CANADA FX DEBT-C$ steady as U.S. jobs data offers respite from retreat

* Canadian dollar at C$1.0909 or 91.67 U.S. cents
    * Bond prices higher across the maturity curve

    By Leah Schnurr
    TORONTO, Aug 1 (Reuters) - The Canadian dollar was little
changed against the greenback on Friday, recovering from earlier
declines after a weaker-than-expected U.S. jobs report, though
the loonie was still on track to see its worst week since June.
    The loonie is down 0.8 percent for the week so far, and has
declined in four out of five sessions, extending a selloff that
started last Friday.
    The Canadian dollar touched an eight-week low in early
morning trading, but managed to recoup much of the loss after
data showed the U.S. economy added 209,000 jobs in July, a
slower pace of jobs growth than the month before, while the
unemployment rate rose to 6.2 percent from 6.1 percent.
    "It's definitely taken some of the heat off the U.S. dollar
and helped the loonie out this morning," said Scott Smith,
senior market analyst at Cambridge Mercantile Group in Calgary.
    Optimism that the U.S. recovery is picking up steam has sent
investors running toward the greenback, one of the main reasons
for the Canadian dollar's decline this week.
    The Canadian dollar was at C$1.0909 to the
greenback, or 91.67 U.S. cents, slightly weaker than Thursday's
close of C$1.0904, or 91.71 U.S. cents.
    Analysts expect the loonie still has further to fall, with
many expecting to see it at the C$1.10 level in the near term.
The recent declines have marked a reversal from a Canadian
dollar rally that stretched through much of June.

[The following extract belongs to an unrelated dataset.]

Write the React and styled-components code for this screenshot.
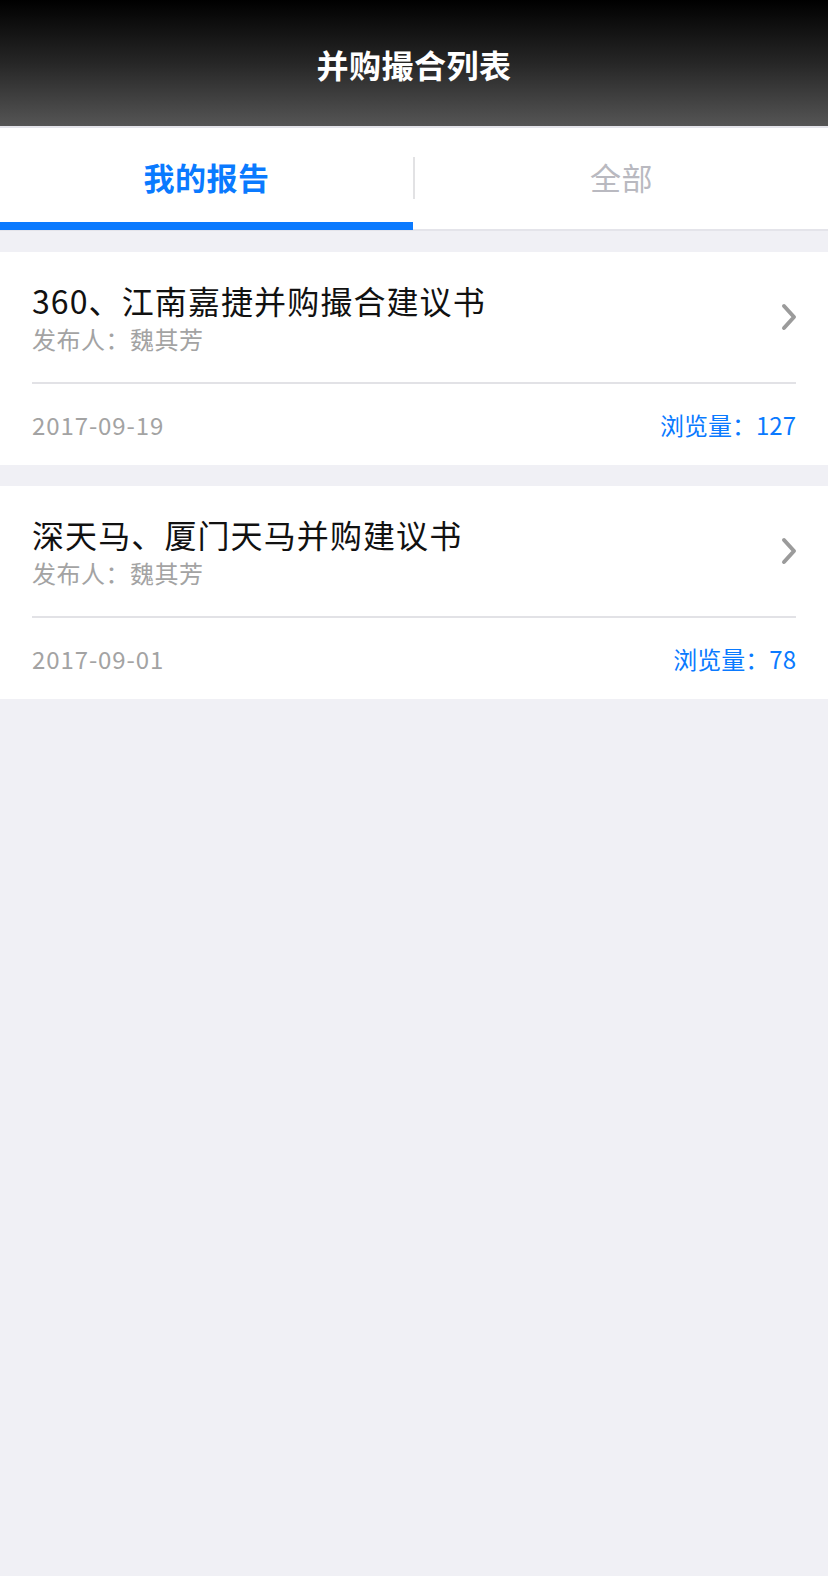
import React, { useState } from 'react';
import styled, { createGlobalStyle } from 'styled-components';

const GlobalStyle = createGlobalStyle`
  html, body {
    margin: 0;
    padding: 0;
    background: #f0f0f5;
  }
  body {
    font-family: "Noto Sans CJK SC", "Liberation Sans", sans-serif;
    -webkit-font-smoothing: antialiased;
  }
`;

const reports = {
  mine: [
    { id: 1, title: '360、江南嘉捷并购撮合建议书', author: '魏其芳', date: '2017-09-19', views: 127 },
    { id: 2, title: '深天马、厦门天马并购建议书', author: '魏其芳', date: '2017-09-01', views: 78 }
  ],
  all: []
};

const Page = styled.div`
  min-height: 1576px;
  background: #f0f0f5;
`;

const NavBar = styled.header`
  height: 126px;
  display: flex;
  align-items: center;
  justify-content: center;
  background: linear-gradient(180deg, #000 0%, #262626 50%, #555 100%);
  border-bottom: 2px solid #e4e4ea;
`;

const NavTitle = styled.h1`
  margin: 0;
  color: #fff;
  font-size: 32px;
  font-weight: 700;
  line-height: 40px;
  margin-top: 2px;
  letter-spacing: 0.5px;
`;

const Tabs = styled.nav`
  display: flex;
  height: 101px;
  background: #fff;
  border-bottom: 2px solid #e4e4ea;
`;

const Tab = styled.button`
  position: relative;
  flex: 1;
  display: flex;
  align-items: center;
  justify-content: center;
  border: 0;
  padding: 0 0 4px;
  background: none;
  font-family: inherit;
  font-size: 31px;
  letter-spacing: 0.5px;
  font-weight: ${(p) => (p.$active ? 700 : 400)};
  color: ${(p) => (p.$active ? '#0a7aff' : '#b9b9c0')};
  cursor: pointer;

  &::after {
    content: '';
    position: absolute;
    left: 0;
    right: 0;
    bottom: -1px;
    height: 8px;
    background: ${(p) => (p.$active ? '#0a7aff' : 'transparent')};
  }
`;

const TabDivider = styled.span`
  width: 2px;
  height: 42px;
  margin-top: 29px;
  background: #e2e2e4;
`;

const List = styled.section`
  display: flex;
  flex-direction: column;
  gap: 21px;
  padding-top: 21px;
`;

const Card = styled.article`
  background: #fff;
  padding: 0 32px;
`;

const CardHead = styled.div`
  display: flex;
  align-items: center;
  padding: 28px 0 29px;
  border-bottom: 2px solid #e2e2e6;
`;

const CardText = styled.div`
  flex: 1;
  min-width: 0;
`;

const Title = styled.h2`
  margin: 0;
  font-size: 32px;
  font-weight: 400;
  line-height: 40px;
  letter-spacing: 1.1px;
  color: #111;
`;

const Author = styled.p`
  margin: 5px 0 0;
  font-size: 24px;
  line-height: 28px;
  letter-spacing: 0.5px;
  color: #a3a3a3;
`;

const Chevron = styled.svg`
  flex: none;
  width: 16px;
  height: 28px;
  margin-right: -1px;
`;

const CardFoot = styled.div`
  height: 81px;
  display: flex;
  align-items: center;
  justify-content: space-between;
  font-size: 24px;
`;

const DateText = styled.span`
  color: #a3a3a3;
  letter-spacing: 0.9px;
`;

const Views = styled.span`
  color: #0a7aff;
`;

const ReportCard = ({ report }) => (
  <Card>
    <CardHead>
      <CardText>
        <Title>{report.title}</Title>
        <Author>发布人：{report.author}</Author>
      </CardText>
      <Chevron viewBox="0 0 16 28" fill="none">
        <path d="M3 3 L13 14 L3 25" stroke="#9b9b9b" strokeWidth="4" strokeLinecap="round" strokeLinejoin="round" />
      </Chevron>
    </CardHead>
    <CardFoot>
      <DateText>{report.date}</DateText>
      <Views>浏览量：{report.views}</Views>
    </CardFoot>
  </Card>
);

export default function App() {
  const [tab, setTab] = useState('mine');
  const items = tab === 'mine' ? reports.mine : reports.all;

  return (
    <Page>
      <GlobalStyle />
      <NavBar>
        <NavTitle>并购撮合列表</NavTitle>
      </NavBar>
      <Tabs>
        <Tab $active={tab === 'mine'} onClick={() => setTab('mine')}>我的报告</Tab>
        <TabDivider />
        <Tab $active={tab === 'all'} onClick={() => setTab('all')}>全部</Tab>
      </Tabs>
      <List>
        {items.map((r) => (
          <ReportCard key={r.id} report={r} />
        ))}
      </List>
    </Page>
  );
}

    "One of the patterns of U.S. dollar-Canadian dollar over the
last few years has been the loonie will, for a period of time,
manage to grind out some pretty good gains," Smith said. "And
when it flips around, and we start looking at the U.S. data, it
seems like when the U.S. dollar gains strength, it does so in a
rapid manner," 
    Canadian government bond prices were higher across the
maturity curve, with the two-year up 1-1/2 Canadian
cents to yield 1.089 percent and the benchmark 10-year
 up 3 Canadian cents to yield 2.159 percent.